Referência do festival, as jam sessions regressaram ao café-concerto do CCVF, entre 10 e 12 de novembro, e ao Convívio, entre 17 e 19 de novembro, tendo corrido “muito bem”. “As jam sessions concorreram extremamente bem. Os músicos deram-se completamente ao trabalho. É preciso ter muita força e energia para aguentar todos estes dias a ensinar e a tocar”, descreve Ivo Martins.
Essa visão merece a concordância do presidente do Convívio, Carlos Jordão. Responsável pelo primeiro dos concertos no dia de encerramento do festival, o Victor Garcia Group teve ainda a seu cargo as oficinas de jazz e as jam sessions. E o “jazz latino-americano” do coletivo de Chicago, com “muito ritmo”, despertou “uma energia contagiante” no público que afluiu ao Convívio por três noites, descreve. “Como de costume, as jams estiveram completamente cheias, e as pessoas estavam sempre a querer ouvir”, vinca.

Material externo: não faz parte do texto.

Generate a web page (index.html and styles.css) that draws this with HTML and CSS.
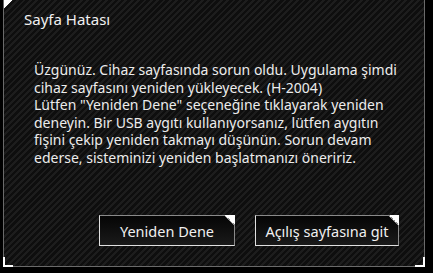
FILE: index.html
```html
<!DOCTYPE html>
<html lang="tr">
<head>
<meta charset="utf-8">
<link rel="stylesheet" href="styles.css">
</head>
<body>
<div class="dialog">
  <span class="corner corner-tl"></span>
  <span class="corner corner-bl"></span>
  <span class="corner corner-br"></span>
  <h1 class="title">Sayfa Hatası</h1>
  <p class="message">Üzgünüz. Cihaz sayfasında sorun oldu. Uygulama şimdi cihaz sayfasını yeniden yükleyecek. (H-2004)<br>Lütfen "Yeniden Dene" seçeneğine tıklayarak yeniden deneyin. Bir USB aygıtı kullanıyorsanız, lütfen aygıtın fişini çekip yeniden takmayı düşünün. Sorun devam ederse, sisteminizi yeniden başlatmanızı öneririz.</p>
  <div class="actions">
    <button class="btn btn-retry">Yeniden Dene</button>
    <button class="btn btn-home">Açılış sayfasına git</button>
  </div>
</div>
</body>
</html>
```

FILE: styles.css
```css
html, body {
  margin: 0;
  padding: 0;
  background: #000;
}
body {
  width: 433px;
  height: 273px;
  overflow: hidden;
  font-family: "Noto Sans", "Open Sans", sans-serif;
  color: #e8e8e8;
}
.dialog {
  position: relative;
  box-sizing: border-box;
  margin-left: 3px;
  width: 422px;
  height: 267px;
  border: 1px solid #6a6a6a;
  border-top: none;
  background: repeating-linear-gradient(135deg, #1d1d1d 0 2px, #0e0e0e 2px 4.5px);
  display: flex;
  flex-direction: column;
}
.corner {
  position: absolute;
  width: 8px;
  height: 8px;
}
.corner-tl {
  left: 0;
  top: 0;
  background: linear-gradient(135deg, #fff 50%, transparent 50%);
}
.corner-bl {
  left: -1px;
  bottom: -1px;
  border-left: 2px solid #fff;
  border-bottom: 2px solid #fff;
}
.corner-br {
  right: -1px;
  bottom: -1px;
  border-right: 2px solid #fff;
  border-bottom: 2px solid #fff;
}
.title {
  margin: 9px 0 0 20px;
  font-size: 15px;
  font-weight: normal;
  line-height: 20px;
  color: #f0f0f0;
}
.message {
  margin: 32px 22px 0 30px;
  font-size: 14px;
  line-height: 17.5px;
  color: #ececec;
}
.actions {
  margin-top: auto;
  margin-bottom: 20px;
  margin-right: 25px;
  display: flex;
  justify-content: flex-end;
  gap: 20px;
}
.btn {
  position: relative;
  height: 31px;
  box-sizing: border-box;
  padding: 0 8px;
  font-family: inherit;
  font-size: 14.5px;
  color: #f0f0f0;
  background: linear-gradient(#050505, #1a1a1a);
  border: 1px solid #8a8a8a;
  border-left-color: #e0e0e0;
  border-bottom-color: #e0e0e0;
  border-radius: 0;
  white-space: nowrap;
}
.btn::after {
  content: "";
  position: absolute;
  top: -1px;
  right: -1px;
  width: 10px;
  height: 10px;
  background: linear-gradient(45deg, transparent calc(50% - 1px), #8a8a8a calc(50% - 1px), #8a8a8a 50%, #fff 50%);
}
.btn-retry {
  width: 136px;
}
.btn-home {
  width: 144px;
}
```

Os elogios de Carlos Jordão abarcam a “seriedade e profissionalismo” de um grupo com uma forma de estar que se destacou. “No sábado, passaram por lá quatro músicos do David Murray. O Victor Garcia foi extremamente profissional. Não fez a mesma jam entre o que tocou com os músicos do David Murray e, depois, com os jovens da ESMAE. Nunca mais saía do palco, a tocar com toda a gente. Foi excecional. Nunca vi um perfil parecido com o dele nas jams”, descreve.